Problem details: Using the data below, copy each line that includes the word "this".

Front-end source files
-------

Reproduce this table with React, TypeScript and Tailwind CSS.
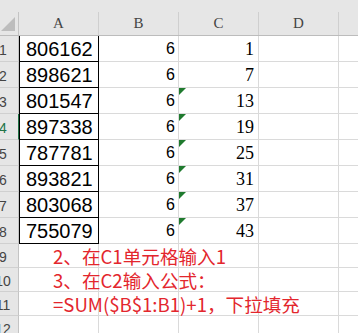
const colA = [806162, 898621, 801547, 897338, 787781, 893821, 803068, 755079];
const colC = [1, 7, 13, 19, 25, 31, 37, 43];

const notes = ["2、在C1单元格输入1", "3、在C2输入公式：", "=SUM($B$1:B1)+1，下拉填充"];

const sans = "font-['Liberation_Sans',Arial,sans-serif]";
const serif = "font-['Liberation_Serif','Times_New_Roman',serif]";

const RowLabel = ({ n, active = false }: { n: number; active?: boolean }) => (
  <div
    className={`w-[19px] h-full shrink-0 overflow-hidden bg-[#e6e6e6] border-b border-[#d0d0d0] border-r ${
      active ? "border-r-[#217346]" : "border-r-[#c4c4c4]"
    }`}
  >
    <div
      className={`w-[30px] -ml-[12px] h-full flex items-center justify-center pt-[3px] text-[14px] ${sans} ${
        active ? "text-[#217346]" : "text-[#444]"
      }`}
    >
      {n}
    </div>
  </div>
);

const GreenFlag = () => (
  <svg width="7" height="7" viewBox="0 0 7 7" className="absolute left-0 top-0">
    <polygon points="0,0 7,0 0,7" fill="#1f7a2e" />
  </svg>
);

const App = () => {
  return (
    <div className="w-[358px] h-[333px] overflow-hidden bg-white relative">
      {/* column headers */}
      <div className="flex h-[36px] bg-[#e6e6e6] border-b border-[#bcbcbc]">
        <div className="w-[19px] shrink-0">
          <svg width="19" height="35" viewBox="0 0 19 35" className="block">
            <polygon points="1,31 15,31 15,17" fill="#bdbdbd" />
            <line x1="18.5" y1="12" x2="18.5" y2="35" stroke="#c4c4c4" />
          </svg>
        </div>
        {["A", "B", "C", "D"].map((c) => (
          <div
            key={c}
            className={`w-[80px] shrink-0 mt-[12px] h-[23px] border-r border-[#cfcfcf] flex items-center justify-center text-[15px] text-[#444] ${serif}`}
          >
            {c}
          </div>
        ))}
        <div className="flex-1" />
      </div>

      {/* data rows */}
      {colA.map((a, i) => (
        <div key={a} className="flex h-[26px]">
          <RowLabel n={i + 1} active={i === 3} />
          <div
            className={`w-[80px] shrink-0 border-l border-r border-b border-black flex items-center pl-[6px] text-[20px] text-black ${sans}`}
          >
            {a}
          </div>
          <div
            className={`w-[80px] shrink-0 border-r border-b border-[#dadada] flex items-end justify-end pr-[3px] pb-[3px] text-[16px] leading-[18px] text-black ${sans}`}
          >
            6
          </div>
          <div
            className={`relative w-[80px] shrink-0 border-r border-b border-[#dadada] flex items-end justify-end pr-[4px] pb-[2px] text-[18px] leading-[20px] text-black ${serif}`}
          >
            {i >= 2 && <GreenFlag />}
            {colC[i]}
          </div>
          <div className="w-[80px] shrink-0 border-r border-b border-[#dadada]" />
          <div className="flex-1 border-b border-[#dadada]" />
        </div>
      ))}

      {/* note rows */}
      {[9, 10, 11, 12].map((n, i) => (
        <div key={n} className="flex h-[24px]">
          <RowLabel n={n} />
          <div className="relative z-10 w-[80px] shrink-0 border-r border-b border-[#dadada] flex items-center pl-[34px] overflow-visible">
            {notes[i] && (
              <span className="whitespace-nowrap text-[18.6px] leading-[24px] text-[#e3262d] font-['Noto_Sans_CJK_SC','Noto_Sans',sans-serif]">
                {notes[i]}
              </span>
            )}
          </div>
          <div className="w-[80px] shrink-0 border-r border-b border-[#dadada]" />
          <div className="w-[80px] shrink-0 border-r border-b border-[#dadada]" />
          <div className="w-[80px] shrink-0 border-r border-b border-[#dadada]" />
          <div className="flex-1 border-b border-[#dadada]" />
        </div>
      ))}
    </div>
  );
};

export default App;
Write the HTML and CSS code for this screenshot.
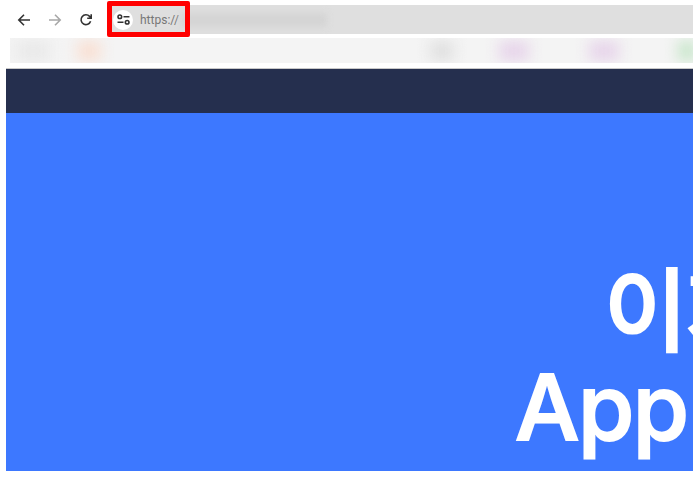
FILE: index.html
```html
<!DOCTYPE html>
<html lang="ko">
<head>
    <meta charset="UTF-8">
    <meta name="viewport" content="width=device-width, initial-scale=1.0">
    <title>App</title>
    <link rel="stylesheet" href="styles.css">
</head>
<body>
    <div class="toolbar">
        <div class="nav-buttons">
            <svg class="nav-icon" viewBox="0 0 14 14"><path d="M13 7H2M7 1.8 1.8 7 7 12.2" /></svg>
            <svg class="nav-icon nav-icon-off" viewBox="0 0 14 14"><path d="M1 7h11M7 1.8 12.2 7 7 12.2" /></svg>
            <svg class="nav-icon" viewBox="0 0 14 14"><path d="M11.6 8.2A4.9 4.9 0 1 1 10.6 3.4L12 4.8M12.2 1.2v4h-4" /></svg>
        </div>
        <div class="address-bar">
            <span class="site-icon">
                <svg viewBox="0 0 14 12"><circle cx="3" cy="3" r="2" /><path d="M7 3H13.5M.5 9H7" /><circle cx="11" cy="9" r="2" /></svg>
            </span>
            <span class="url">https://</span>
            <span class="url-hidden"></span>
            <div class="highlight"></div>
        </div>
    </div>

    <!-- Marcadores difuminados -->
    <div class="bookmarks">
        <div class="blobs">
            <span class="blob blob-gray"></span>
            <span class="blob blob-orange"></span>
            <span class="blob blob-dark"></span>
            <span class="blob blob-purple"></span>
            <span class="blob blob-purple blob-purple-two"></span>
            <span class="blob blob-green"></span>
        </div>
    </div>

    <div class="page">
        <div class="topbar"></div>
        <div class="hero">
            <h1 class="hero-title">
                <span class="line line-one">이제</span>
                <span class="line line-two">App</span>
            </h1>
        </div>
    </div>
</body>
</html>
```

FILE: styles.css
```css
body {
    margin: 0;
    background-color: #fff;
    font-family: "Inter", "Noto Sans CJK KR", sans-serif;
    height: 477px;
    overflow: hidden;
}
.toolbar {
    display: flex;
    align-items: center;
    height: 29px;
    padding: 5px 7px 0 0;
}
.nav-buttons {
    display: flex;
    gap: 17px;
    width: 107px;
    padding-left: 17px;
    box-sizing: border-box;
}
.nav-icon {
    width: 14px;
    height: 14px;
    fill: none;
    stroke: #333;
    stroke-width: 1.6;
}
.nav-icon-off {
    stroke: #a8a8a8;
}
.address-bar {
    flex: 1;
    position: relative;
    display: flex;
    align-items: center;
    height: 29px;
    background-color: #dfdfdf;
}
.site-icon {
    display: flex;
    align-items: center;
    justify-content: center;
    width: 20px;
    height: 20px;
    margin-left: 6px;
    border-radius: 50%;
    background-color: #fff;
}
.site-icon svg {
    width: 13px;
    height: 11px;
    fill: none;
    stroke: #333;
    stroke-width: 1.7;
}
.url {
    margin-left: 7px;
    font-family: "Roboto", sans-serif;
    font-size: 12px;
    color: #777;
}
.url-hidden {
    width: 146px;
    height: 14px;
    margin-left: 2px;
    background-color: #d4d4d4;
    filter: blur(3px);
}
.highlight {
    position: absolute;
    left: 0;
    top: -4px;
    width: 73px;
    height: 26px;
    border: 5px solid #f00;
    border-radius: 2px;
}
.bookmarks {
    height: 25px;
    margin: 4px 7px 0 10px;
    background-color: #f4f4f4;
    overflow: hidden;
}
.blobs {
    display: flex;
    align-items: center;
    height: 25px;
    filter: blur(7px);
}
.blob {
    height: 20px;
    flex: none;
}
.blob-gray {
    width: 34px;
    margin-left: 6px;
    background-color: #e9e9e9;
}
.blob-orange {
    width: 24px;
    margin-left: 27px;
    background-color: #f9e0d4;
}
.blob-dark {
    width: 24px;
    margin-left: 329px;
    background-color: #e0e0e0;
}
.blob-purple {
    width: 30px;
    margin-left: 45px;
    background-color: #e7d5ea;
}
.blob-purple-two {
    margin-left: 60px;
}
.blob-green {
    width: 18px;
    margin-left: 59px;
    background-color: #c8e6ca;
}
.page {
    margin: 5px 7px 0 6px;
    border-top: 1px solid #c8c8c8;
}
.topbar {
    height: 44px;
    background-color: #252f4e;
}
.hero {
    height: 358px;
    background-color: #3d78ff;
    overflow: hidden;
}
.hero-title {
    margin: 0;
    padding-top: 150px;
    color: #fff;
    font-size: 91px;
    font-weight: 500;
    -webkit-text-stroke: 2px #fff;
    letter-spacing: -1.5px;
    line-height: 96px;
    white-space: nowrap;
}
.line {
    display: block;
}
.line-one {
    padding-left: 598px;
}
.line-two {
    padding-left: 509px;
}
```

-------

Result below:
Reproduce this table with React, TypeScript and Tailwind CSS.
Write the HTML and CSS code for this screenshot.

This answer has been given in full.